**TO BE DONE**
Write out every line of the material as it stands, apart from the pictures.

====== PROVIDED DATA

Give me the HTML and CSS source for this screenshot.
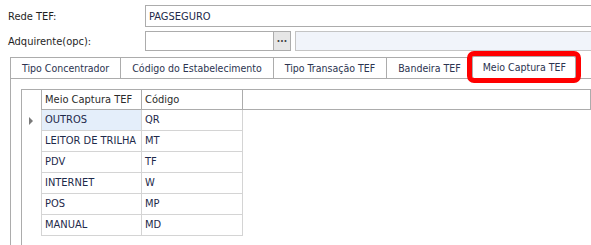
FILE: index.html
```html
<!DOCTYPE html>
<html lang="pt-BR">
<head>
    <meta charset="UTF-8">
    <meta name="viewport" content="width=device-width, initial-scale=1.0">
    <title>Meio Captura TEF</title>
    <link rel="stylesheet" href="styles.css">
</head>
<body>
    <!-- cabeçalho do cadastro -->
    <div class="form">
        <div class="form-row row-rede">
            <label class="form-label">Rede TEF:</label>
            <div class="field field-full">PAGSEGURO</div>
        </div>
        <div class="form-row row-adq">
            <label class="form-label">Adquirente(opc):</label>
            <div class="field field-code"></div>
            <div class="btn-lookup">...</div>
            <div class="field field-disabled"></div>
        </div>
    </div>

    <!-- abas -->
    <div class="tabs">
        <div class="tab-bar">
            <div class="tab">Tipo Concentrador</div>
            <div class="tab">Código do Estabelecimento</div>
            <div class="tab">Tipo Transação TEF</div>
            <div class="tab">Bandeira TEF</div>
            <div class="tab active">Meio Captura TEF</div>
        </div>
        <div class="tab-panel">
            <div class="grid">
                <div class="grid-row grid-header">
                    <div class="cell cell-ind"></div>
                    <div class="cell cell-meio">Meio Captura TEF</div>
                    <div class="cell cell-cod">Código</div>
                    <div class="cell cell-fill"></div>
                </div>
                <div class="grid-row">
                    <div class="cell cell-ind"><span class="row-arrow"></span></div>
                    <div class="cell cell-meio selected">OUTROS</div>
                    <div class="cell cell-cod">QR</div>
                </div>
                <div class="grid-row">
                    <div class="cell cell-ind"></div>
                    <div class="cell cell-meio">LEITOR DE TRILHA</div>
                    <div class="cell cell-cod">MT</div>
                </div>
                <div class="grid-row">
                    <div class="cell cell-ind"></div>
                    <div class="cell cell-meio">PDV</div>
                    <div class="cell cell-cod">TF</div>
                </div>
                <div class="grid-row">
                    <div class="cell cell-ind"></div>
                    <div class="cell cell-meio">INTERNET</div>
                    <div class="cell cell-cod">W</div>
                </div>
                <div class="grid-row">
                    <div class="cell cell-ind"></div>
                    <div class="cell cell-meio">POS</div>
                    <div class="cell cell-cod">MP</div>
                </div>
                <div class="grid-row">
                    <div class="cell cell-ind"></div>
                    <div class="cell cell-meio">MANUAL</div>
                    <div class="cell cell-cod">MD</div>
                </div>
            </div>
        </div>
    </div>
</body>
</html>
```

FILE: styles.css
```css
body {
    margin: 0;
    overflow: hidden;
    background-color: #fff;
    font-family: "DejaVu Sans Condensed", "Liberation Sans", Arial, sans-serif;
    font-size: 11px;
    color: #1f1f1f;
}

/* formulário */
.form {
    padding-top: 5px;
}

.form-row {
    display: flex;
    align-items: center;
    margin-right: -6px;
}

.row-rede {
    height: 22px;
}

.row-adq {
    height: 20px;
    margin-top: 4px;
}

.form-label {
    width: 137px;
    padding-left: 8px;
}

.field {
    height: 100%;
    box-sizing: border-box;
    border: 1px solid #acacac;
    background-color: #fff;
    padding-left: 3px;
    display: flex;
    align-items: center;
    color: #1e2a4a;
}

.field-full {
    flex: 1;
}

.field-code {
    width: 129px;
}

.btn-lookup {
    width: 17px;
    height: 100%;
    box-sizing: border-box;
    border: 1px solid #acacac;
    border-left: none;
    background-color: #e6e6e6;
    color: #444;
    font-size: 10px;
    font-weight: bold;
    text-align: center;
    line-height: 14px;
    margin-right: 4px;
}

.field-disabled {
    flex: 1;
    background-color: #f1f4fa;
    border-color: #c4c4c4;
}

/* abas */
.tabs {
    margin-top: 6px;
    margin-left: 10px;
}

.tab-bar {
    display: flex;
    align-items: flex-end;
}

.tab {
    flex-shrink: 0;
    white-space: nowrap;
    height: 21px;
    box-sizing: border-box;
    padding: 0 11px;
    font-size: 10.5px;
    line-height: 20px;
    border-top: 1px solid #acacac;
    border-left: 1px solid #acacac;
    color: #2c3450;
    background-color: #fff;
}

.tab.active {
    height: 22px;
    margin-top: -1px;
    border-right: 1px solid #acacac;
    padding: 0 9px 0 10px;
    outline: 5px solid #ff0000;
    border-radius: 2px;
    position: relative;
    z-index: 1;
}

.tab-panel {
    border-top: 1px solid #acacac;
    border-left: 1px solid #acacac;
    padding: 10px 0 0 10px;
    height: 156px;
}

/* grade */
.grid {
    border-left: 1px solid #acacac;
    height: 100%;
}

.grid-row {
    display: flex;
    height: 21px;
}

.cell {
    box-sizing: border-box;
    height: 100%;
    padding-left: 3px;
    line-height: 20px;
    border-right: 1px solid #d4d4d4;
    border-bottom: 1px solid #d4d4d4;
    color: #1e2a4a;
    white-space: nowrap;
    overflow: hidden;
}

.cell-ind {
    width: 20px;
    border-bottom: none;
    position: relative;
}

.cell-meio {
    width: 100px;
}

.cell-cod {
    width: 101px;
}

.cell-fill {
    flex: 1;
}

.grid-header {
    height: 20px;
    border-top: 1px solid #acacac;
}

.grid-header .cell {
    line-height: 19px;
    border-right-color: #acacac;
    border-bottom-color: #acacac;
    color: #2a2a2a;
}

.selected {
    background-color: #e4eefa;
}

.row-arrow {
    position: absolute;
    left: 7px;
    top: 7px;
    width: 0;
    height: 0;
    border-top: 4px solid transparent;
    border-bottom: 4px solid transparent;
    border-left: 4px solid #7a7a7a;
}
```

============

**REPLY TO THE EXERCISE**
Give me the HTML and CSS source for this screenshot.
FILE: index.html
```html
<!DOCTYPE html>
<html lang="pt-BR">
<head>
    <meta charset="UTF-8">
    <meta name="viewport" content="width=device-width, initial-scale=1.0">
    <title>Meio Captura TEF</title>
    <link rel="stylesheet" href="styles.css">
</head>
<body>
    <!-- cabeçalho do cadastro -->
    <div class="form">
        <div class="form-row row-rede">
            <label class="form-label">Rede TEF:</label>
            <div class="field field-full">PAGSEGURO</div>
        </div>
        <div class="form-row row-adq">
            <label class="form-label">Adquirente(opc):</label>
            <div class="field field-code"></div>
            <div class="btn-lookup">...</div>
            <div class="field field-disabled"></div>
        </div>
    </div>

    <!-- abas -->
    <div class="tabs">
        <div class="tab-bar">
            <div class="tab">Tipo Concentrador</div>
            <div class="tab">Código do Estabelecimento</div>
            <div class="tab">Tipo Transação TEF</div>
            <div class="tab">Bandeira TEF</div>
            <div class="tab active">Meio Captura TEF</div>
        </div>
        <div class="tab-panel">
            <div class="grid">
                <div class="grid-row grid-header">
                    <div class="cell cell-ind"></div>
                    <div class="cell cell-meio">Meio Captura TEF</div>
                    <div class="cell cell-cod">Código</div>
                    <div class="cell cell-fill"></div>
                </div>
                <div class="grid-row">
                    <div class="cell cell-ind"><span class="row-arrow"></span></div>
                    <div class="cell cell-meio selected">OUTROS</div>
                    <div class="cell cell-cod">QR</div>
                </div>
                <div class="grid-row">
                    <div class="cell cell-ind"></div>
                    <div class="cell cell-meio">LEITOR DE TRILHA</div>
                    <div class="cell cell-cod">MT</div>
                </div>
                <div class="grid-row">
                    <div class="cell cell-ind"></div>
                    <div class="cell cell-meio">PDV</div>
                    <div class="cell cell-cod">TF</div>
                </div>
                <div class="grid-row">
                    <div class="cell cell-ind"></div>
                    <div class="cell cell-meio">INTERNET</div>
                    <div class="cell cell-cod">W</div>
                </div>
                <div class="grid-row">
                    <div class="cell cell-ind"></div>
                    <div class="cell cell-meio">POS</div>
                    <div class="cell cell-cod">MP</div>
                </div>
                <div class="grid-row">
                    <div class="cell cell-ind"></div>
                    <div class="cell cell-meio">MANUAL</div>
                    <div class="cell cell-cod">MD</div>
                </div>
            </div>
        </div>
    </div>
</body>
</html>
```

FILE: styles.css
```css
body {
    margin: 0;
    overflow: hidden;
    background-color: #fff;
    font-family: "DejaVu Sans Condensed", "Liberation Sans", Arial, sans-serif;
    font-size: 11px;
    color: #1f1f1f;
}

/* formulário */
.form {
    padding-top: 5px;
}

.form-row {
    display: flex;
    align-items: center;
    margin-right: -6px;
}

.row-rede {
    height: 22px;
}

.row-adq {
    height: 20px;
    margin-top: 4px;
}

.form-label {
    width: 137px;
    padding-left: 8px;
}

.field {
    height: 100%;
    box-sizing: border-box;
    border: 1px solid #acacac;
    background-color: #fff;
    padding-left: 3px;
    display: flex;
    align-items: center;
    color: #1e2a4a;
}

.field-full {
    flex: 1;
}

.field-code {
    width: 129px;
}

.btn-lookup {
    width: 17px;
    height: 100%;
    box-sizing: border-box;
    border: 1px solid #acacac;
    border-left: none;
    background-color: #e6e6e6;
    color: #444;
    font-size: 10px;
    font-weight: bold;
    text-align: center;
    line-height: 14px;
    margin-right: 4px;
}

.field-disabled {
    flex: 1;
    background-color: #f1f4fa;
    border-color: #c4c4c4;
}

/* abas */
.tabs {
    margin-top: 6px;
    margin-left: 10px;
}

.tab-bar {
    display: flex;
    align-items: flex-end;
}

.tab {
    flex-shrink: 0;
    white-space: nowrap;
    height: 21px;
    box-sizing: border-box;
    padding: 0 11px;
    font-size: 10.5px;
    line-height: 20px;
    border-top: 1px solid #acacac;
    border-left: 1px solid #acacac;
    color: #2c3450;
    background-color: #fff;
}

.tab.active {
    height: 22px;
    margin-top: -1px;
    border-right: 1px solid #acacac;
    padding: 0 9px 0 10px;
    outline: 5px solid #ff0000;
    border-radius: 2px;
    position: relative;
    z-index: 1;
}

.tab-panel {
    border-top: 1px solid #acacac;
    border-left: 1px solid #acacac;
    padding: 10px 0 0 10px;
    height: 156px;
}

/* grade */
.grid {
    border-left: 1px solid #acacac;
    height: 100%;
}

.grid-row {
    display: flex;
    height: 21px;
}

.cell {
    box-sizing: border-box;
    height: 100%;
    padding-left: 3px;
    line-height: 20px;
    border-right: 1px solid #d4d4d4;
    border-bottom: 1px solid #d4d4d4;
    color: #1e2a4a;
    white-space: nowrap;
    overflow: hidden;
}

.cell-ind {
    width: 20px;
    border-bottom: none;
    position: relative;
}

.cell-meio {
    width: 100px;
}

.cell-cod {
    width: 101px;
}

.cell-fill {
    flex: 1;
}

.grid-header {
    height: 20px;
    border-top: 1px solid #acacac;
}

.grid-header .cell {
    line-height: 19px;
    border-right-color: #acacac;
    border-bottom-color: #acacac;
    color: #2a2a2a;
}

.selected {
    background-color: #e4eefa;
}

.row-arrow {
    position: absolute;
    left: 7px;
    top: 7px;
    width: 0;
    height: 0;
    border-top: 4px solid transparent;
    border-bottom: 4px solid transparent;
    border-left: 4px solid #7a7a7a;
}
```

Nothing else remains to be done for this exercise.